Stretch-orientation-induced reduction of friction in well-entangled bidisperse blends: a dual slip-link simulation study

Abstract

We investigated the rheological properties of bidisperse entangled-polymer blends under high-deformation-rate flows by slip-link simulations with a friction reduction mechanism. The friction reduction mechanism induced by the stretch and orientation (SORF) is important to predict the viscoelasticity under uniaxial elongational flows. To test the applicability of this mechanism for bidisperse systems, we incorporated an expression of friction reduction (Yaoita et al. Macromolecules 45:2773–2782 2012) into the Doi-Takimoto slip-link model (DT model) (Doi and Takimoto Philos Trans R Soc Lond A 361:641–652 2003).
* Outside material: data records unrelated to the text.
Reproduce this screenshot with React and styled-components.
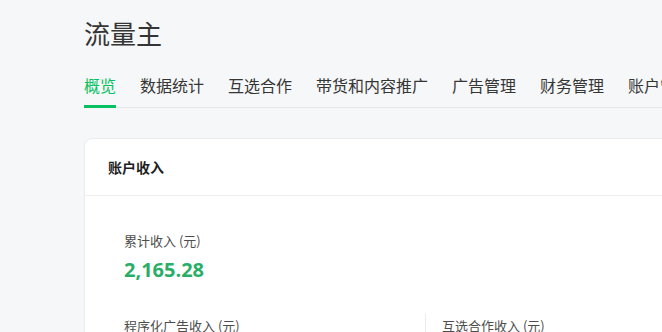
import React from 'react';
import styled, { createGlobalStyle } from 'styled-components';

const GlobalStyle = createGlobalStyle`
  html, body {
    margin: 0;
    padding: 0;
    background: #f6f7f8;
    overflow: hidden;
  }
  body {
    font-family: "Noto Sans CJK SC", "Noto Sans", sans-serif;
    color: #353535;
  }
`;

const Page = styled.div`
  width: 1100px;
  padding: 13px 0 0 84px;
`;

const Title = styled.h1`
  margin: 0;
  font-size: 26px;
  line-height: 40px;
  font-weight: 400;
  color: #353535;
`;

const TabBar = styled.div`
  display: flex;
  gap: 24px;
  margin-top: 20px;
  border-bottom: 1px solid #e5e6e7;
`;

const Tab = styled.div`
  position: relative;
  font-size: 16px;
  line-height: 24px;
  padding-bottom: 10px;
  white-space: nowrap;
  color: ${p => (p.active ? '#07c160' : '#353535')};

  &::after {
    content: '';
    display: ${p => (p.active ? 'block' : 'none')};
    position: absolute;
    left: 0;
    right: 0;
    bottom: -1px;
    height: 3px;
    background: #07c160;
  }
`;

const Card = styled.div`
  margin-top: 30px;
  background: #fff;
  border: 1px solid #ebebeb;
  border-radius: 8px;
`;

const CardHeader = styled.div`
  height: 56px;
  display: flex;
  align-items: center;
  padding-left: 23px;
  font-size: 14px;
  font-weight: 700;
  color: #1f1f1f;
  border-bottom: 1px solid #eeeeee;
`;

const CardBody = styled.div`
  padding: 35px 0 0 39px;
`;

const Label = styled.div`
  font-size: 13px;
  line-height: 20px;
  color: #4d4d4d;
`;

const Amount = styled.div`
  margin-top: 5px;
  font-size: 20px;
  line-height: 28px;
  font-weight: 700;
  color: #2aae67;
  font-family: "Open Sans", "Noto Sans", sans-serif;
`;

const Columns = styled.div`
  display: flex;
  margin-top: 30px;
`;

const Column = styled.div`
  width: ${p => (p.first ? '301px' : '300px')};
  padding-left: ${p => (p.first ? '0' : '16px')};
  border-left: ${p => (p.first ? 'none' : '1px solid #ececec')};
  padding-top: 2px;
`;

const tabs = ['概览', '数据统计', '互选合作', '带货和内容推广', '广告管理', '财务管理', '账户管理'];

export default function App() {
  return (
    <>
      <GlobalStyle />
      <Page>
        <Title>流量主</Title>
        <TabBar>
          {tabs.map((t, i) => (
            <Tab key={t} active={i === 0}>{t}</Tab>
          ))}
        </TabBar>
        <Card>
          <CardHeader>账户收入</CardHeader>
          <CardBody>
            <Label>累计收入 (元)</Label>
            <Amount>2,165.28</Amount>
            <Columns>
              <Column first>
                <Label>程序化广告收入 (元)</Label>
                <Amount>1,820.46</Amount>
              </Column>
              <Column>
                <Label>互选合作收入 (元)</Label>
                <Amount>344.82</Amount>
              </Column>
            </Columns>
          </CardBody>
        </Card>
      </Page>
    </>
  );
}
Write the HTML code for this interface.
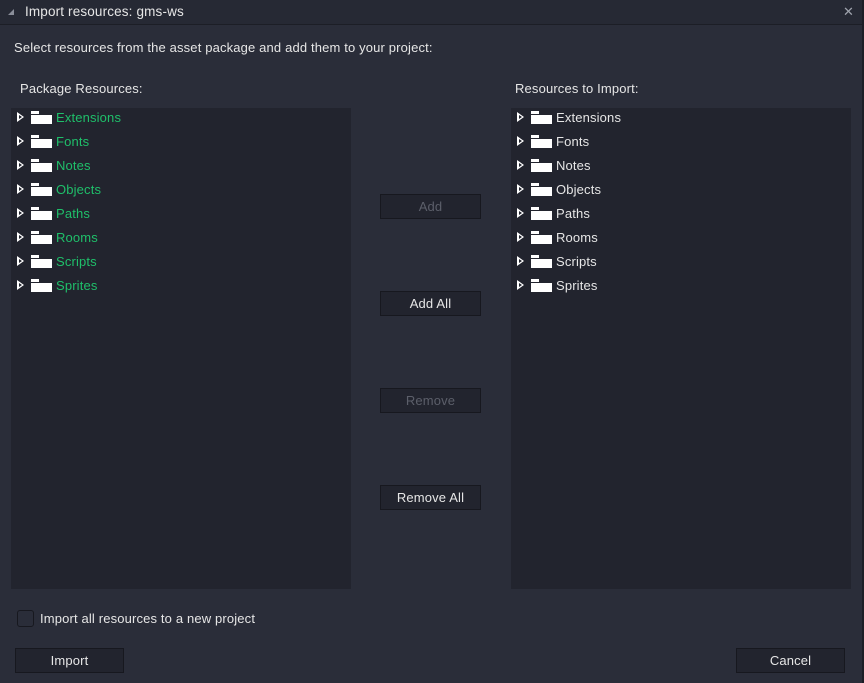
<!DOCTYPE html>
<html><head><style>
*{box-sizing:border-box;margin:0;padding:0}
body{width:864px;height:683px;background:#2a2d39;font-family:"Liberation Sans","DejaVu Sans",sans-serif;font-size:13px;letter-spacing:0.15px;color:#e6e6e6;position:relative;overflow:hidden}
.title{position:absolute;left:0;top:0;width:864px;height:25px;background:#262934;border-bottom:1px solid #1c1e26}
.title span{position:absolute;left:25px;top:4px;font-size:13.5px}
.tri{position:absolute;left:8px;top:9px;width:0;height:0;border-left:6px solid transparent;border-bottom:6px solid #8a8e99}
.x{position:absolute;left:843px;top:4px;color:#a0a4ae;font-size:13px;font-weight:bold}
.rb{position:absolute;right:0;top:0;width:2px;height:683px;background:#1c1e26}
.t{position:absolute;white-space:nowrap}
.panel{position:absolute;top:108px;width:340px;height:481px;background:#22242e}
.row{position:absolute;left:6px;height:20px;display:flex;align-items:center}
.arr{width:0;height:0;border-top:5px solid transparent;border-bottom:5px solid transparent;border-left:7px solid #fff;position:relative;margin-right:7px}
.arr:after{content:"";position:absolute;left:-5px;top:-2px;border-top:2px solid transparent;border-bottom:2px solid transparent;border-left:3px solid #22242e}
.fold{width:21px;height:12px;position:relative;margin-right:4px}
.fold:before{content:"";position:absolute;left:0;top:0;width:8px;height:3px;background:#fff}
.fold:after{content:"";position:absolute;left:0;top:3px;width:21px;height:9px;background:#fff;border-top:1px solid #22242e}
.g{color:#1fbf6a}
.btn{position:absolute;height:25px;background:#22242e;border:1px solid #17181f;text-align:center;line-height:23px;font-size:13px}
.dis{color:#5c5f6a}
.cb{position:absolute;left:17px;top:610px;width:17px;height:17px;border:1px solid #17181f;border-radius:3px;background:#2a2d39}
</style></head><body>
<div class="title"><div class="tri"></div><span>Import resources: gms-ws</span><div class="x">✕</div></div>
<div class="rb"></div>
<div class="t" style="left:14px;top:40px">Select resources from the asset package and add them to your project:</div>
<div class="t" style="left:20px;top:81px">Package Resources:</div>
<div class="t" style="left:515px;top:81px">Resources to Import:</div>
<div class="panel" style="left:11px">
<div class="row" style="top:-1px"><div class="arr"></div><div class="fold"></div><span class="g">Extensions</span></div>
<div class="row" style="top:23px"><div class="arr"></div><div class="fold"></div><span class="g">Fonts</span></div>
<div class="row" style="top:47px"><div class="arr"></div><div class="fold"></div><span class="g">Notes</span></div>
<div class="row" style="top:71px"><div class="arr"></div><div class="fold"></div><span class="g">Objects</span></div>
<div class="row" style="top:95px"><div class="arr"></div><div class="fold"></div><span class="g">Paths</span></div>
<div class="row" style="top:119px"><div class="arr"></div><div class="fold"></div><span class="g">Rooms</span></div>
<div class="row" style="top:143px"><div class="arr"></div><div class="fold"></div><span class="g">Scripts</span></div>
<div class="row" style="top:167px"><div class="arr"></div><div class="fold"></div><span class="g">Sprites</span></div>
</div>
<div class="panel" style="left:511px">
<div class="row" style="top:-1px"><div class="arr"></div><div class="fold"></div><span>Extensions</span></div>
<div class="row" style="top:23px"><div class="arr"></div><div class="fold"></div><span>Fonts</span></div>
<div class="row" style="top:47px"><div class="arr"></div><div class="fold"></div><span>Notes</span></div>
<div class="row" style="top:71px"><div class="arr"></div><div class="fold"></div><span>Objects</span></div>
<div class="row" style="top:95px"><div class="arr"></div><div class="fold"></div><span>Paths</span></div>
<div class="row" style="top:119px"><div class="arr"></div><div class="fold"></div><span>Rooms</span></div>
<div class="row" style="top:143px"><div class="arr"></div><div class="fold"></div><span>Scripts</span></div>
<div class="row" style="top:167px"><div class="arr"></div><div class="fold"></div><span>Sprites</span></div>
</div>
<div class="btn dis" style="left:380px;top:194px;width:101px">Add</div>
<div class="btn" style="left:380px;top:291px;width:101px">Add All</div>
<div class="btn dis" style="left:380px;top:388px;width:101px">Remove</div>
<div class="btn" style="left:380px;top:485px;width:101px">Remove All</div>
<div class="cb"></div>
<div class="t" style="left:40px;top:611px">Import all resources to a new project</div>
<div class="btn" style="left:15px;top:648px;width:109px">Import</div>
<div class="btn" style="left:736px;top:648px;width:109px">Cancel</div>
</body></html>
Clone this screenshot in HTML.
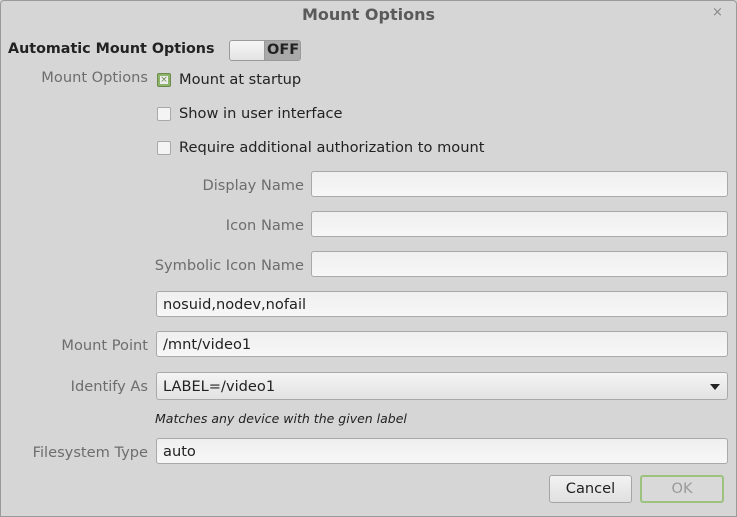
<!DOCTYPE html>
<html><head><style>
html,body{margin:0;padding:0}
body{width:737px;height:517px;background:#d6d6d6;font-family:"DejaVu Sans","Liberation Sans",sans-serif;font-size:14.6px;color:#222;position:relative;overflow:hidden}
.frame{position:absolute;left:0;top:0;width:735px;height:515px;border:1px solid #9a9a9a;border-radius:4px 4px 0 0}
.a{position:absolute;white-space:nowrap}
.lbl{position:absolute;color:#6d6d6d;text-align:right;white-space:nowrap}
.entry{position:absolute;height:26px;border:1px solid #a9a9a9;border-radius:3px;background:linear-gradient(#efefef,#f7f7f7);box-sizing:border-box;padding-left:6px;line-height:25px;color:#222}
.cb{position:absolute;width:14px;height:14px;border:1px solid #a9a9a9;border-radius:2px;background:#f4f4f4;box-sizing:border-box}
.btn{position:absolute;height:28px;border:1px solid #a5a5a5;border-radius:3px;background:linear-gradient(#f2f2f2,#e0e0e0);box-sizing:border-box;text-align:center;line-height:26px}
</style></head><body>
<div class="frame"></div>
<div class="a" style="left:0;width:737px;top:5px;text-align:center;font-weight:bold;font-size:16px;color:#5a5a5a">Mount Options</div>
<div class="a" style="left:712px;top:5px;color:#888;font-size:13px">×</div>

<div class="a" style="left:8px;top:41px;font-weight:bold;font-size:14.3px">Automatic Mount Options</div>
<div class="a" style="left:229px;top:40px;width:72px;height:21px;border:1px solid #9a9a9a;border-radius:3px;box-sizing:border-box;background:#a9a9a9;overflow:hidden">
 <div style="position:absolute;left:0;top:0;width:34px;height:19px;background:linear-gradient(#f6f6f6,#e4e4e4);border-right:1px solid #9a9a9a"></div>
 <div style="position:absolute;left:37px;top:1px;font-weight:bold;font-size:14.5px;color:#222">OFF</div>
</div>

<div class="lbl" style="right:589px;top:69px">Mount Options</div>
<div class="cb" style="left:157px;top:73px;background:#8fb36b;border-color:#6a8a4b"><div style="position:absolute;left:2px;top:2px;width:8px;height:8px;background:#eee;font-size:9px;line-height:8px;text-align:center;color:#6a8a4b">×</div></div>
<div class="a" style="left:179px;top:71px">Mount at startup</div>
<div class="cb" style="left:157px;top:107px"></div>
<div class="a" style="left:179px;top:105px">Show in user interface</div>
<div class="cb" style="left:157px;top:141px"></div>
<div class="a" style="left:179px;top:139px">Require additional authorization to mount</div>

<div class="lbl" style="right:433px;top:177px">Display Name</div>
<div class="entry" style="left:311px;top:171px;width:417px"></div>
<div class="lbl" style="right:433px;top:217px">Icon Name</div>
<div class="entry" style="left:311px;top:211px;width:417px"></div>
<div class="lbl" style="right:433px;top:257px">Symbolic Icon Name</div>
<div class="entry" style="left:311px;top:251px;width:417px"></div>

<div class="entry" style="left:156px;top:291px;width:572px">nosuid,nodev,nofail</div>
<div class="lbl" style="right:589px;top:337px">Mount Point</div>
<div class="entry" style="left:156px;top:331px;width:572px">/mnt/video1</div>
<div class="lbl" style="right:589px;top:378px">Identify As</div>
<div class="entry" style="left:156px;top:372px;width:572px;height:28px;line-height:27px;background:linear-gradient(#f4f4f4,#e2e2e2)">LABEL=/video1
 <div style="position:absolute;right:7px;top:11px;width:0;height:0;border-left:5px solid transparent;border-right:5px solid transparent;border-top:6px solid #222"></div></div>
<div class="a" style="left:155px;top:411px;font-size:12.5px;font-style:italic;color:#222">Matches any device with the given label</div>
<div class="lbl" style="right:589px;top:444px">Filesystem Type</div>
<div class="entry" style="left:156px;top:438px;width:572px">auto</div>

<div class="btn" style="left:549px;top:475px;width:83px">Cancel</div>
<div class="btn" style="left:640px;top:475px;width:84px;border:2px solid #9cc27e;color:#999;line-height:24px;background:#d9d9d9">OK</div>
</body></html>
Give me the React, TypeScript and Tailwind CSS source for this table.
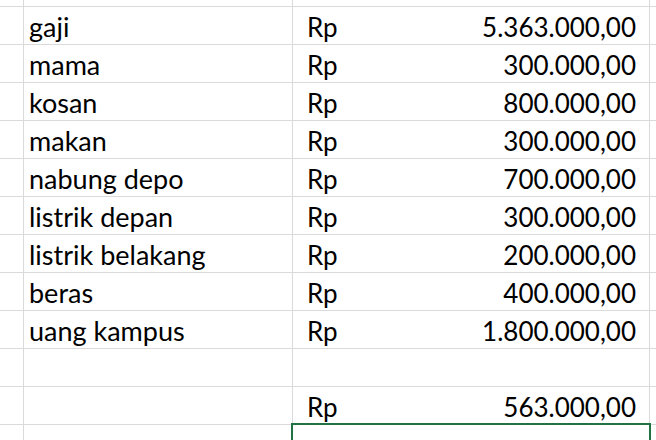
const rows: [string, string, string][] = [
  ["gaji", "Rp", "5.363.000,00"],
  ["mama", "Rp", "300.000,00"],
  ["kosan", "Rp", "800.000,00"],
  ["makan", "Rp", "300.000,00"],
  ["nabung depo", "Rp", "700.000,00"],
  ["listrik depan", "Rp", "300.000,00"],
  ["listrik belakang", "Rp", "200.000,00"],
  ["beras", "Rp", "400.000,00"],
  ["uang kampus", "Rp", "1.800.000,00"],
  ["", "", ""],
  ["", "Rp", "563.000,00"],
]

function Row({ label, cur, amount, h = "h-[38px]", selected = false }: { label: string; cur: string; amount: string; h?: string; selected?: boolean }) {
  return (
    <div className={`grid grid-cols-[24px_269px_357px_1fr] ${h}`}>
      <div className="border-b border-r border-[#dadada]" />
      <div className="flex items-end border-b border-r border-[#dadada] pl-[5px] pb-[4px] text-[27px]">{label}</div>
      <div className="relative flex items-end justify-between border-b border-r border-[#dadada] pl-[14px] pr-[13px] pb-[4px]">
        <span>{cur}</span>
        <span>{amount}</span>
        {selected && <div className="absolute -left-[2px] -top-[2px] h-[40px] w-[360px] border-2 border-[#217346]" />}
      </div>
      <div className="border-b border-[#dadada]" />
    </div>
  )
}

export default function App() {
  return (
    <div className="h-[440px] w-[656px] overflow-hidden bg-white text-[26px] leading-none text-black" style={{ fontFamily: "Lato, 'Liberation Sans', sans-serif" }}>
      <Row label="" cur="" amount="" h="h-[7px]" />
      {rows.map((r, i) => (
        <Row key={i} label={r[0]} cur={r[1]} amount={r[2]} />
      ))}
      <Row label="" cur="" amount="" selected />
    </div>
  )
}
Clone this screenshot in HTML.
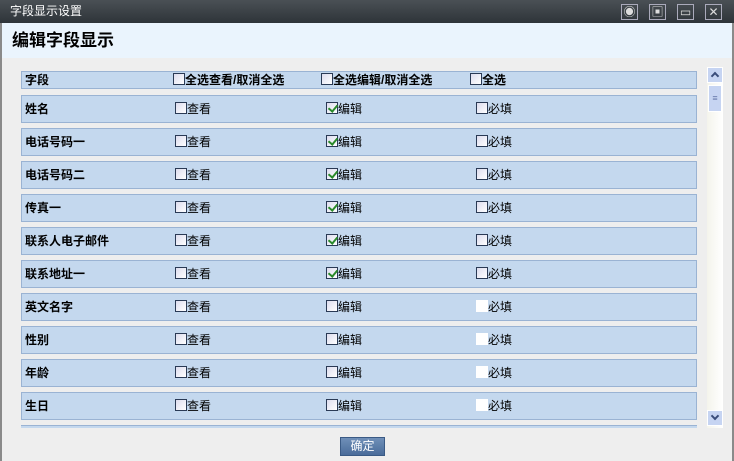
<!DOCTYPE html>
<html><head><meta charset="utf-8"><style>
*{margin:0;padding:0;box-sizing:border-box}
body{width:734px;height:461px;overflow:hidden;background:#eeeeee;font-family:"Liberation Sans","Noto Sans CJK SC",sans-serif;font-size:12px;position:relative}
.tb{position:absolute;left:0;top:0;width:734px;height:23px;background:linear-gradient(#4a5055,#2e3439);color:#fff;font-size:12px;line-height:23px;padding-left:10px}
.ic{position:absolute;top:4px;width:17px;height:16px;border:1px solid #aab;color:#ddd;font-size:12px;line-height:14px;text-align:center}
.hd{position:absolute;left:2px;top:23px;width:730px;height:35px;background:#eaf4fd;font-size:17px;font-weight:bold;line-height:36px;padding-left:10px}
.row{position:absolute;left:21px;width:676px;height:28px;background:#c4d8ee;border:1px solid #9ab3d3;font-weight:bold;line-height:26px;padding-left:3px}
.row span{position:absolute;font-weight:normal;top:0}
.cb{display:inline-block;width:12px;height:12px;border:1px solid #2a3a55;background:linear-gradient(135deg,#dde,#fff);vertical-align:-1px;position:relative}
.cb.w{border-color:#fff;background:#fff}
.cb.c::after{content:"";position:absolute;left:3px;top:0px;width:4px;height:7px;border:solid #2a8a2a;border-width:0 2px 2px 0;transform:rotate(40deg)}
.arr{position:absolute;left:707px;width:16px;height:16px;background:#c6d4f2;border:1px solid #fff}
</style></head><body>
<div style="position:absolute;left:0;top:0;width:2px;height:461px;background:#8a8a8a"></div>
<div style="position:absolute;right:0;top:0;width:2px;height:461px;background:#8a8a8a"></div>
<div class="tb">字段显示设置</div>
<div class="ic" style="left:621px">◉</div>
<div class="ic" style="left:649px">▣</div>
<div class="ic" style="left:677px">▭</div>
<div class="ic" style="left:705px">✕</div>
<div class="hd">编辑字段显示</div>
<div class="row" style="top:71px;height:18px;line-height:16px">字段<span style="left:151px;font-weight:bold"><i class="cb"></i>全选查看/取消全选</span><span style="left:299px;font-weight:bold"><i class="cb"></i>全选编辑/取消全选</span><span style="left:448px;font-weight:bold"><i class="cb"></i>全选</span></div>
<div class="row" style="top:95px">姓名<span style="left:153px"><i class="cb"></i>查看</span><span style="left:304px"><i class="cb c"></i>编辑</span><span style="left:454px"><i class="cb"></i>必填</span></div>
<div class="row" style="top:128px">电话号码一<span style="left:153px"><i class="cb"></i>查看</span><span style="left:304px"><i class="cb c"></i>编辑</span><span style="left:454px"><i class="cb"></i>必填</span></div>
<div class="row" style="top:161px">电话号码二<span style="left:153px"><i class="cb"></i>查看</span><span style="left:304px"><i class="cb c"></i>编辑</span><span style="left:454px"><i class="cb"></i>必填</span></div>
<div class="row" style="top:194px">传真一<span style="left:153px"><i class="cb"></i>查看</span><span style="left:304px"><i class="cb c"></i>编辑</span><span style="left:454px"><i class="cb"></i>必填</span></div>
<div class="row" style="top:227px">联系人电子邮件<span style="left:153px"><i class="cb"></i>查看</span><span style="left:304px"><i class="cb c"></i>编辑</span><span style="left:454px"><i class="cb"></i>必填</span></div>
<div class="row" style="top:260px">联系地址一<span style="left:153px"><i class="cb"></i>查看</span><span style="left:304px"><i class="cb c"></i>编辑</span><span style="left:454px"><i class="cb"></i>必填</span></div>
<div class="row" style="top:293px">英文名字<span style="left:153px"><i class="cb"></i>查看</span><span style="left:304px"><i class="cb"></i>编辑</span><span style="left:454px"><i class="cb w"></i>必填</span></div>
<div class="row" style="top:326px">性别<span style="left:153px"><i class="cb"></i>查看</span><span style="left:304px"><i class="cb"></i>编辑</span><span style="left:454px"><i class="cb w"></i>必填</span></div>
<div class="row" style="top:359px">年龄<span style="left:153px"><i class="cb"></i>查看</span><span style="left:304px"><i class="cb"></i>编辑</span><span style="left:454px"><i class="cb w"></i>必填</span></div>
<div class="row" style="top:392px">生日<span style="left:153px"><i class="cb"></i>查看</span><span style="left:304px"><i class="cb"></i>编辑</span><span style="left:454px"><i class="cb w"></i>必填</span></div>
<div style="position:absolute;left:21px;top:425px;width:676px;height:3px;background:#c4d8ee;border-top:1px solid #9ab3d3"></div>
<div style="position:absolute;left:707px;top:67px;width:16px;height:361px;background:linear-gradient(90deg,#f4f4ec,#fff)"></div>
<div class="arr" style="top:67px"><i style="position:absolute;left:4px;top:5px;width:6px;height:6px;border:solid #3a4d7a;border-width:2px 0 0 2px;transform:rotate(45deg)"></i></div>
<div style="position:absolute;left:708px;top:85px;width:14px;height:27px;background:#c6d4f2;border:1px solid #fff;color:#6677aa;font-size:9px;text-align:center;line-height:25px">≡</div>
<div class="arr" style="top:410px"><i style="position:absolute;left:4px;top:2px;width:6px;height:6px;border:solid #3a4d7a;border-width:0 2px 2px 0;transform:rotate(45deg)"></i></div>
<div style="position:absolute;left:340px;top:437px;width:45px;height:19px;background:linear-gradient(#6f8fb8,#4a6c9a);border:1px solid #3a5a85;color:#fff;text-align:center;line-height:17px">确定</div>
</body></html>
For six experimental bidisperse systems, i.e., four polystyrene blends and two polyisoprene blends, the extended DT model where the order parameter of the friction reduction mechanism is evaluated through the component averages succeeds in reproducing the data under uniaxial elongation and shear. This success is due to the suppression of the stretch of the longer chains using the statistical average over each component. Through this study, the SORF expression improves the rheological prediction for bidisperse entangled polymer melts under uniaxial elongational flows with strain rates comparable to or larger than the inverse of the Rouse relaxation time of the longer chains. Additionally, the predictions with the SORF using the component average for the stretches reproduce the steady viscosities because under elongational flows, the states of the components with different molecular weights clearly differ from each other depending on their Rouse relaxation time. The finding means that for chain dynamics, the friction coefficient is determined by the state of the surrounding polymer chains and the state of the chain.